The atonement is not limited in its potential because Jesus was not just man, but also God, and the sacrifice of the God/man was adequate to pay for all sin for all time.
The atonement is limited in its application. The atonement is applied only to those who God intends it to be applied to, those who have satisfied the right condition: faith in Christ.
Sinners’ condemnation is secured, determined beforehand because the nature of our will is bent toward sin. God does not intend the payment (atonement) to be made for everybody (in which case everybody would be saved—universalism). Instead, God intends that the payment (atonement) to be limited to those who fulfill the conditions for receiving it—faith in Christ?

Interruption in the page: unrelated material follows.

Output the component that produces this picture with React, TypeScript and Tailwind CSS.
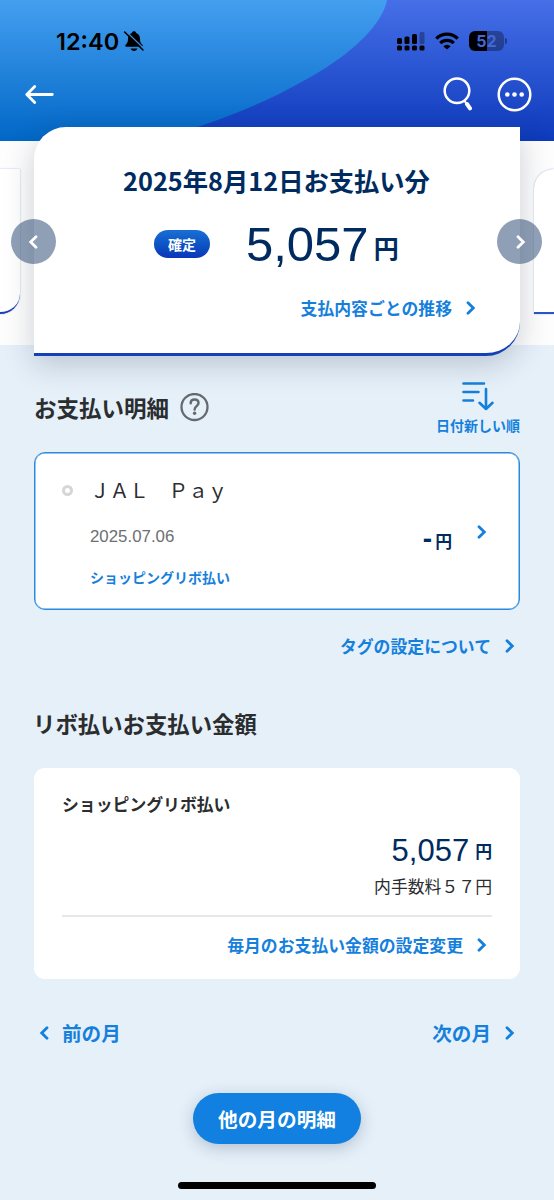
import React from 'react';

type ChevronProps = { dir?: 'left' | 'right'; className?: string };

const Chevron = ({ dir = 'right', className = '' }: ChevronProps) => (
    <svg width="10" height="14" viewBox="0 0 10 14" fill="none" className={`shrink-0 ${className}`}>
        <path
            d={dir === 'right' ? 'M2 1.700 7.300 7 2 12.300' : 'M8 1.700 2.700 7 8 12.300'}
            stroke="currentColor"
            strokeWidth="2.800"
            strokeLinecap="round"
        />
    </svg>
);

const HeaderBackground = () => (
    <svg
        className="absolute inset-0 -z-10"
        width="554"
        height="141"
        viewBox="0 0 554 141"
        preserveAspectRatio="none"
    >
        <defs>
            <linearGradient id="deep" x1="0" y1="0" x2="0" y2="1">
                <stop offset="0" stopColor="#466fe8" />
                <stop offset="1" stopColor="#0d3abb" />
            </linearGradient>
            <linearGradient id="sky" x1="0" y1="0" x2="0" y2="141" gradientUnits="userSpaceOnUse">
                <stop offset="0" stopColor="#449ff0" />
                <stop offset="1" stopColor="#0167c6" />
            </linearGradient>
        </defs>
        <rect width="554" height="141" fill="url(#deep)" />
        <path
            d="M0 0H387C383 22 357 49 319 72C277 97 240 113 197 127C170 136 140 142 100 150H0Z"
            fill="url(#sky)"
        />
    </svg>
);

const StatusBar = () => (
    <div className="flex h-[82px] items-center justify-between pr-[47px] pl-[56px] text-black">
        <div className="flex items-center gap-1">
            <span className="mt-0.5 font-['Inter',sans-serif] text-[23.500px] leading-none font-semibold">
                12:40
            </span>
            <svg width="22" height="22" viewBox="0 0 22 22" fill="none">
                <path
                    d="M11 1.200c-1.200 0-2 .7-2.200 1.700C6.200 3.800 5 6 5 8.600c0 3.400-.6 4.800-2.300 6.200-.9.800-.6 2 .7 2h15.200c1.300 0 1.600-1.200.7-2-1.700-1.400-2.300-2.800-2.300-6.200 0-2.600-1.200-4.800-3.800-5.700C13 1.900 12.200 1.200 11 1.200Z"
                    fill="#000"
                />
                <path d="M7.600 18.500h6.800c-.4 1.500-1.700 2.500-3.400 2.500s-3-1-3.400-2.500Z" fill="#000" />
                <path d="M3 1.200 21.200 19" stroke="#358bdf" strokeWidth="1.400" />
                <path d="M1.600 2 20 20" stroke="#000" strokeWidth="1.600" strokeLinecap="round" />
            </svg>
        </div>
        <div className="flex items-center gap-2.5">
            <svg width="28" height="20" viewBox="0 0 28 20">
                <rect x="0" y="7" width="5" height="6" rx="1.500" />
                <rect x="7.500" y="5.500" width="5" height="7.500" rx="1.500" />
                <rect x="15" y="3" width="5" height="10" rx="1.500" />
                <rect x="22.500" y="1" width="5" height="12" rx="1.500" opacity=".3" />
                <rect x="0" y="14.500" width="5" height="5" rx="1.500" />
                <rect x="7.500" y="14.500" width="5" height="5" rx="1.500" />
                <rect x="15" y="14.500" width="5" height="5" rx="1.500" />
                <rect x="22.500" y="14.500" width="5" height="5" rx="1.500" />
            </svg>
            <svg width="24" height="18" viewBox="0 0 24 18" fill="none" stroke="#000" strokeWidth="3.300">
                <path d="M1.300 6.600a15.200 15.200 0 0 1 21.400 0" />
                <path d="M5.200 11.100a9.700 9.700 0 0 1 13.600 0" />
                <path d="M12 17.600 8.300 14.200a5.200 5.200 0 0 1 7.400 0Z" fill="#000" stroke="none" />
            </svg>
            <div className="flex items-center gap-px">
                <div className="flex h-5 w-[35px] items-center justify-center rounded-[6px] bg-[linear-gradient(90deg,#000_52%,#00000052_52%)] font-['Inter',sans-serif] text-[16px] leading-none font-bold">
                    <span className="text-[#3f69dc]">5</span>
                    <span className="text-[#4367d6]">2</span>
                </div>
                <span className="h-[6px] w-[2px] rounded-r-full bg-black/40" />
            </div>
        </div>
    </div>
);

const NavBar = () => (
    <div className="flex h-6 items-center justify-between pr-[22px] pl-[25px]">
        <svg width="29" height="20" viewBox="0 0 29 20" fill="none">
            <path
                d="M27.300 10.500H2M9.700 2.500 1.800 10.500l7.900 8"
                stroke="#fff"
                strokeWidth="2.800"
                strokeLinecap="round"
                strokeLinejoin="round"
            />
        </svg>
        <div className="flex items-center gap-[25px]">
            <svg width="30" height="34" viewBox="0 0 30 34" fill="none" stroke="#fff">
                <circle cx="15" cy="13.700" r="12.300" strokeWidth="2.500" />
                <path d="M22 23.200 24 26" strokeWidth="2" />
                <path d="M25 27 28 31.300" strokeWidth="4" strokeLinecap="round" />
            </svg>
            <svg width="35" height="35" viewBox="0 0 35 35" fill="none">
                <circle cx="17.500" cy="17.500" r="15.800" stroke="#fff" strokeWidth="2.500" />
                <circle cx="10.300" cy="17.500" r="2.300" fill="#fff" />
                <circle cx="17.500" cy="17.500" r="2.300" fill="#fff" />
                <circle cx="24.700" cy="17.500" r="2.300" fill="#fff" />
            </svg>
        </div>
    </div>
);

const Carousel = () => (
    <section className="relative z-10 flex h-[204px] items-start bg-[#fdfdfd]">
        <div className="mt-7 h-[145px] w-5 shrink-0 rounded-br-[20px] border-b-2 border-b-[#1d3fb8] bg-white shadow-[0_0_1.500px_#8c9fd0]" />
        <div className="-mt-[14px] ml-[14px] h-[229px] w-[486px] shrink-0 rounded-tl-[32px] rounded-br-[34px] border-b-[3px] border-b-[#1440b8] bg-white pt-[35px] text-[#002b60] shadow-[0_8px_30px_rgba(30,40,70,0.22)]">
            <h1 className="-ml-px text-center text-[25.300px] leading-9 font-bold">
                2025年8月12日お支払い分
            </h1>
            <div className="mt-4 flex h-[60px] items-center pl-[120px]">
                <span className="flex h-7 w-14 items-center justify-center rounded-full bg-gradient-to-b from-[#1a6fd3] to-[#0c36b8] pb-px text-[14px] leading-none font-bold text-white">
                    確定
                </span>
                <span className="ml-9 font-['Liberation_Sans',sans-serif] text-[49px] leading-[60px]">
                    5,057
                </span>
                <span className="mt-1.5 ml-[5px] text-[25px] leading-none font-bold">円</span>
            </div>
            <a className="mt-[22px] flex h-6 items-center justify-end pr-[44px] text-[16.850px] leading-6 font-bold text-[#1580dc]">
                支払内容ごとの推移
                <Chevron className="ml-[14px]" />
            </a>
        </div>
        <div className="mt-7 ml-[14px] h-[145px] w-5 shrink-0 rounded-tl-[20px] border-b-2 border-b-[#2b55c5] bg-white shadow-[0_0_1.500px_#8c9fd0]" />
        <button className="absolute top-[78px] left-[11px] flex size-[45px] items-center justify-center rounded-full bg-[#1f3f6b]/50 text-white">
            <Chevron dir="left" className="-ml-0.5" />
        </button>
        <button className="absolute top-[78px] right-[12px] flex size-[45px] items-center justify-center rounded-full bg-[#1f3f6b]/50 text-white">
            <Chevron className="ml-0.5" />
        </button>
    </section>
);

const App = () => {
    return (
        <div className="h-[1200px] w-[554px] overflow-hidden bg-[#e5f0f9] font-['Noto_Sans_CJK_JP',sans-serif] text-[#2b2d2f]">
            <header className="relative isolate h-[141px]">
                <HeaderBackground />
                <StatusBar />
                <NavBar />
            </header>
            <Carousel />

            <main className="px-[34px] pt-[35px]">
                {/* お支払い明細 */}
                <div className="flex h-[55px] items-center justify-between">
                    <h2 className="flex items-center gap-[11px] text-[22.500px] leading-8 font-bold">
                        <span className="-mt-0.5">お支払い明細</span>
                        <svg width="29" height="29" viewBox="0 0 29 29" fill="none" stroke="#666a6f">
                            <circle cx="14.500" cy="14" r="13" strokeWidth="2.300" />
                            <path
                                d="M10.700 10.300c0-2.300 1.600-3.700 3.900-3.700s3.900 1.400 3.900 3.500c0 2.900-3.900 3.200-3.900 6.300"
                                strokeWidth="2.500"
                                strokeLinecap="round"
                            />
                            <circle cx="14.600" cy="20.300" r="1.700" fill="#666a6f" stroke="none" />
                        </svg>
                    </h2>
                    <div className="flex flex-col items-center text-[#1580dc]">
                        <svg
                            width="32"
                            height="30"
                            viewBox="0 0 32 30"
                            fill="none"
                            stroke="currentColor"
                            strokeWidth="2.600"
                            strokeLinecap="round"
                            strokeLinejoin="round"
                        >
                            <path d="M1.500 2.500h20.500M1.500 11h15M1.500 19.500h9.500M24 8v20M17.500 21.800 24 28l6.500-6.200" />
                        </svg>
                        <span className="mt-1 text-[14px] leading-5 font-bold">日付新しい順</span>
                    </div>
                </div>

                <div className="mt-[17px] flex h-[158px] items-start rounded-[11px] border border-[#2b8ade] bg-white pl-[27px] shadow-[inset_0_0_0_0.500px_#2b8ade]">
                    <span className="mt-8 size-[11px] rounded-full border-[3px] border-[#d5d6d8]" />
                    <div className="ml-[17px] flex flex-col">
                        <span className="mt-[22px] text-[19.650px] leading-[30px] whitespace-pre">
                            ＪＡＬ　Ｐａｙ
                        </span>
                        <span className="mt-5 font-['Liberation_Sans',sans-serif] text-[16.850px] leading-6 text-[#6c6f73]">
                            2025.07.06
                        </span>
                        <span className="mt-[18px] text-[14px] leading-5 font-bold text-[#1580dc]">
                            ショッピングリボ払い
                        </span>
                    </div>
                    <div className="mt-[66px] mr-8 ml-auto flex items-start text-[#002b60]">
                        <span className="mt-2 font-['Liberation_Sans',sans-serif] text-[28px] leading-6 font-bold">
                            -
                        </span>
                        <span className="mt-2.5 ml-[3px] text-[16.850px] leading-6 font-bold">
                            円
                        </span>
                        <Chevron className="mt-1.5 ml-[25px] text-[#1580dc]" />
                    </div>
                </div>

                <a className="mt-6 flex h-6 items-center justify-end pr-[5px] text-[16.850px] leading-6 font-bold text-[#1580dc]">
                    タグの設定について
                    <Chevron className="ml-[14px]" />
                </a>

                {/* リボ払い */}
                <h2 className="mt-[49px] -ml-px text-[22.400px] leading-8 font-bold">
                    リボ払いお支払い金額
                </h2>
                <div className="mt-[29px] h-[211px] rounded-[11px] bg-white px-7 pt-6">
                    <h3 className="text-[16.850px] leading-6 font-bold">ショッピングリボ払い</h3>
                    <div className="mt-[17px] flex h-9 items-center justify-end text-[#002b60]">
                        <span className="font-['Liberation_Sans',sans-serif] text-[31px] leading-9">
                            5,057
                        </span>
                        <span className="ml-1.5 text-[16.850px] leading-6 font-bold">円</span>
                    </div>
                    <p className="mt-[5px] text-right text-[16.850px] leading-6">内手数料５７円</p>
                    <hr className="mt-[17px] border-t-2 border-[#e6e8ea]" />
                    <a className="mt-4 flex h-6 items-center justify-end pr-[5px] text-[16.850px] leading-6 font-bold text-[#1580dc]">
                        毎月のお支払い金額の設定変更
                        <Chevron className="ml-[14px]" />
                    </a>
                </div>

                <nav className="mt-10 flex h-7 items-center justify-between px-[5px] text-[19.600px] leading-7 font-bold text-[#1580dc]">
                    <a className="flex items-center gap-[13px]">
                        <Chevron dir="left" />
                        前の月
                    </a>
                    <a className="flex items-center gap-[14px]">
                        次の月
                        <Chevron />
                    </a>
                </nav>
            </main>

            <button className="mx-auto mt-[46px] flex h-[51px] w-[168px] items-center justify-center rounded-full bg-[#1180e0] text-[19.650px] leading-none font-bold text-white shadow-[0_4px_16px_rgba(30,50,80,0.25)]">
                他の月の明細
            </button>
            <div className="mx-auto mt-[38px] h-[7px] w-[198px] rounded-full bg-black" />
        </div>
    );
};

export default App;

Therefore, the atonement is limited.
Notice that I have not said anything about election in this reasoning. It seems to me that there is nothing in this characterization of limited, or particular, atonement that should in any way be offensive or disagreeable to someone who does not believe in election in the Reformed or Calvinistic sense. Jesus’ atonement is limited in application to those who fulfill the conditions for receiving it: faith.
“Sufficient for all; efficient only for the elect.” And at this point you can cash out election in the Arminian sense (because even Arminians believe in the elect) or in the Calvinistic sense. It makes no difference in understanding limited atonement. Regardless of whether or not election is conditional (Arminianism) or unconditional (Calvinism), the atonement must be limited in its application or else universalism is true.
So limited atonement shouldn’t be a stumbling block theologically for any Christian other than universalists. It fits within both Arminianism and Calvinism. And that’s why I can say I’m a five-point Calvinist and I believe in personal freedom.